Association football organization in Italy

The Lega Nazionale Professionisti B (Professionals National League B), commonly known as LNPB or Lega B (League B), is the league that runs the second tier of professional football competitions in Italy, the Serie B. It was previously known as Lega Nazionale Professionisti Serie B or just Lega Serie B.

It was founded on 7 July 2010, following a split between Serie A and Serie B clubs, which led to the dissolution of the Lega Nazionale Professionisti and creation of two new leagues, the Lega Serie A and Lega Serie B respectively. Since April 2011, Lega Serie B has joined the European Leagues.

== Competition ==
=== League ===

There are 20 clubs in Serie B since 2019, restoring the situation which existed before 2003. They were 22 during the first eight years of the Lega B. During the course of a season (generally from August to May) each club plays the others twice (a double round robin system), once at their home stadium and once at that of their opponents, for a total of 38 games. Teams receive three points for a win and one point for a draw; no points are awarded for a loss. Teams are ranked by total points; the club with the most points is crowned champion at the end of each season. If two teams are equal on points, they're ranked by points scored in head-to-head matches, then by goal difference in said games, then by goal difference in all games and then by total numbers of goals scored. If still equal, teams are deemed to occupy the same position. However, if following the application of the above-mentioned tiebreaker criteria there is still a tie for the championship, for relegation, or for qualification to the play–offs, positions will be decided by drawing of lots. The two higher placed teams, plus the winner of play-offs involving the third to sixth placed clubs, are promoted to the Serie A, while the bottom three teams from Serie A are relegated in their stead. At the lower end of the table, the three bottom clubs, along with the loser of play-offs involving the 16th and 17th placed teams, are relegated to the Serie C, with four sides from said league joining Serie B in their place.

=== Cup ===

The Lega Serie B clubs participate in the Coppa Italia, which is organized by the Lega Serie A.

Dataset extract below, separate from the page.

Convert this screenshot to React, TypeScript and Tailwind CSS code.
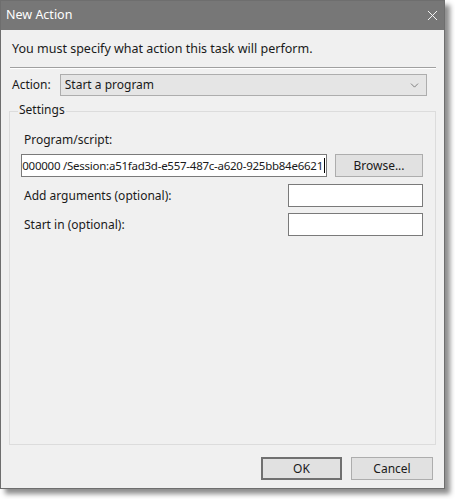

=== Youth competitions ===
Youth teams of Lega Serie B clubs can play in the Campionato Primavera 2 and the Coppa Italia Primavera, which are organized by the Lega Serie B and Lega Serie A respectively. However, they can join the Campionato Primavera 1, as the Serie A teams can join the Primavera 2, under an ordinary system of promotions and relegations, and the same thing can happen with the Lega Pro’s teams playing the Campionato Primavera 3.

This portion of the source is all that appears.